-- What the exercise asks --
Go through the entries below and pick out every line with "this".

-- Material supplied --
** start **

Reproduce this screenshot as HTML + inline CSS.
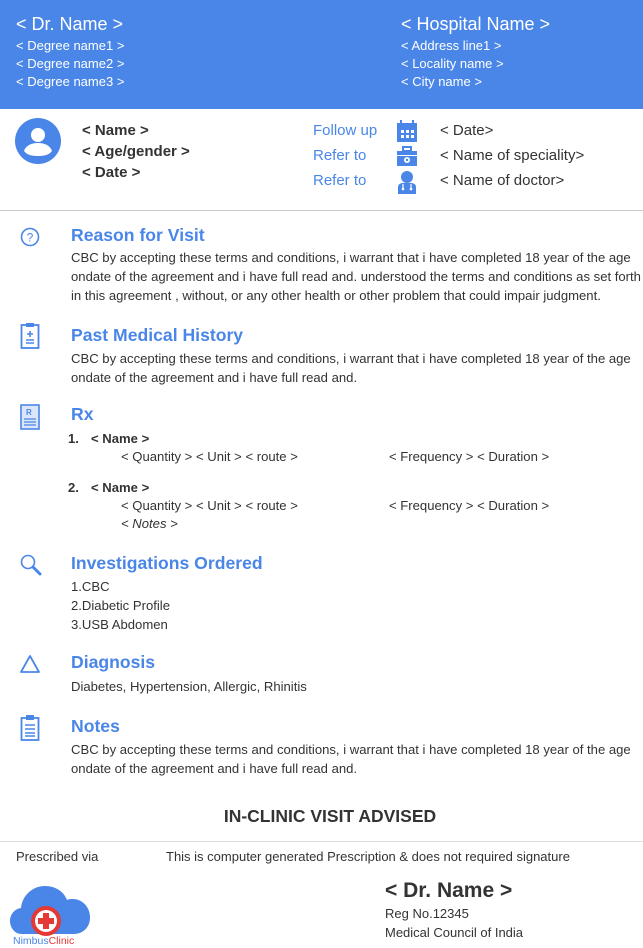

** end **
** start **

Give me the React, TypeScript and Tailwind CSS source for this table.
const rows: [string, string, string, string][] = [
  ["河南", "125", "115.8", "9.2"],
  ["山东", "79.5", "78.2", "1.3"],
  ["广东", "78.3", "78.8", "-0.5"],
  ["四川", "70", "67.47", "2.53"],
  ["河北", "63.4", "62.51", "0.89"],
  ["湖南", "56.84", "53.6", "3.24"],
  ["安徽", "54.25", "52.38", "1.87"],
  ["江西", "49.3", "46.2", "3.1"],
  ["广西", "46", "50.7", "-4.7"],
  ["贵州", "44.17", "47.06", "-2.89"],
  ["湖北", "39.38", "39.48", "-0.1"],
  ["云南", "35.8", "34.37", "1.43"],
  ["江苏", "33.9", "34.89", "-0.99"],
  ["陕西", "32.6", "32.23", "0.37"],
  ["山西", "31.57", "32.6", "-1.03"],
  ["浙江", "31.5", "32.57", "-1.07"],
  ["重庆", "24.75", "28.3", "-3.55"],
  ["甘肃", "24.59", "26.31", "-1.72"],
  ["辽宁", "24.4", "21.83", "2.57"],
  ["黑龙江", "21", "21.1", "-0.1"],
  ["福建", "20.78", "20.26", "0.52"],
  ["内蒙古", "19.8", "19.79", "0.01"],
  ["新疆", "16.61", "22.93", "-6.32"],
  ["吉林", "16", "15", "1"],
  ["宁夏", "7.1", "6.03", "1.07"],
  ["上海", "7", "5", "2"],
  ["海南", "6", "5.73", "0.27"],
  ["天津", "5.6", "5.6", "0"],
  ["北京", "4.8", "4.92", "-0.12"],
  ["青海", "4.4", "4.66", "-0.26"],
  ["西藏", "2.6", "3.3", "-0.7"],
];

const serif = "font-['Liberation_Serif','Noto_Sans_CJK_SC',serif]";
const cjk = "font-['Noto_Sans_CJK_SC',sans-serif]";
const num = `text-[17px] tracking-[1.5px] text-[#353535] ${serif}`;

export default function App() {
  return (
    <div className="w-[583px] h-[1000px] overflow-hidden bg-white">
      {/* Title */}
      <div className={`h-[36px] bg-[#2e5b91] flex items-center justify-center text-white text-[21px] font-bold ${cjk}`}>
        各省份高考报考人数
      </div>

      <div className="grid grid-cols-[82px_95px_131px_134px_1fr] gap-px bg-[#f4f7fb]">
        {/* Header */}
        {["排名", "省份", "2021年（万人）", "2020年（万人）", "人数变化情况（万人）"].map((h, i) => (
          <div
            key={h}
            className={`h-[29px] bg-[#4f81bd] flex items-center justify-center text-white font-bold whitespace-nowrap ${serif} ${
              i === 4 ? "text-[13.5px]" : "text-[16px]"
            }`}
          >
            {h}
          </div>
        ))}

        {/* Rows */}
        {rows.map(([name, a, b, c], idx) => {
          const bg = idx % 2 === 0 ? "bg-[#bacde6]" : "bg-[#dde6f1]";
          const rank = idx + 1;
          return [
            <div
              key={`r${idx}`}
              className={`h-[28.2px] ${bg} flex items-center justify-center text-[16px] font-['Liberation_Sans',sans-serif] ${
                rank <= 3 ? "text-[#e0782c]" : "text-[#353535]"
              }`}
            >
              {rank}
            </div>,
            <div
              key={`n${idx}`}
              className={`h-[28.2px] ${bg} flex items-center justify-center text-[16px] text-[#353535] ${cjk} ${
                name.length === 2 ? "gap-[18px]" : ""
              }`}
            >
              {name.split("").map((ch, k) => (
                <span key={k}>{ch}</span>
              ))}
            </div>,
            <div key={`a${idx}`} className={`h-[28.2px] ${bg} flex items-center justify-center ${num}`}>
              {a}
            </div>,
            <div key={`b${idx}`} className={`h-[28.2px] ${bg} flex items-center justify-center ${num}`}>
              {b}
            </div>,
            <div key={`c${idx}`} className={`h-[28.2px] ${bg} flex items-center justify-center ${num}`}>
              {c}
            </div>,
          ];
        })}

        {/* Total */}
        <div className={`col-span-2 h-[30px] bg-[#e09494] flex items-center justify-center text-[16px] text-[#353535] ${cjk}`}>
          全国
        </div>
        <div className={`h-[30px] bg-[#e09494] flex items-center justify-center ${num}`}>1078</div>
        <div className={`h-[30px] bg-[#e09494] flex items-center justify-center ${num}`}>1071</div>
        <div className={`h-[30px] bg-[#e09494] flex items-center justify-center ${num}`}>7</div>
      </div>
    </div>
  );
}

** end **

-- Finished exercise --
Reproduce this screenshot as HTML + inline CSS.
Give me the React, TypeScript and Tailwind CSS source for this table.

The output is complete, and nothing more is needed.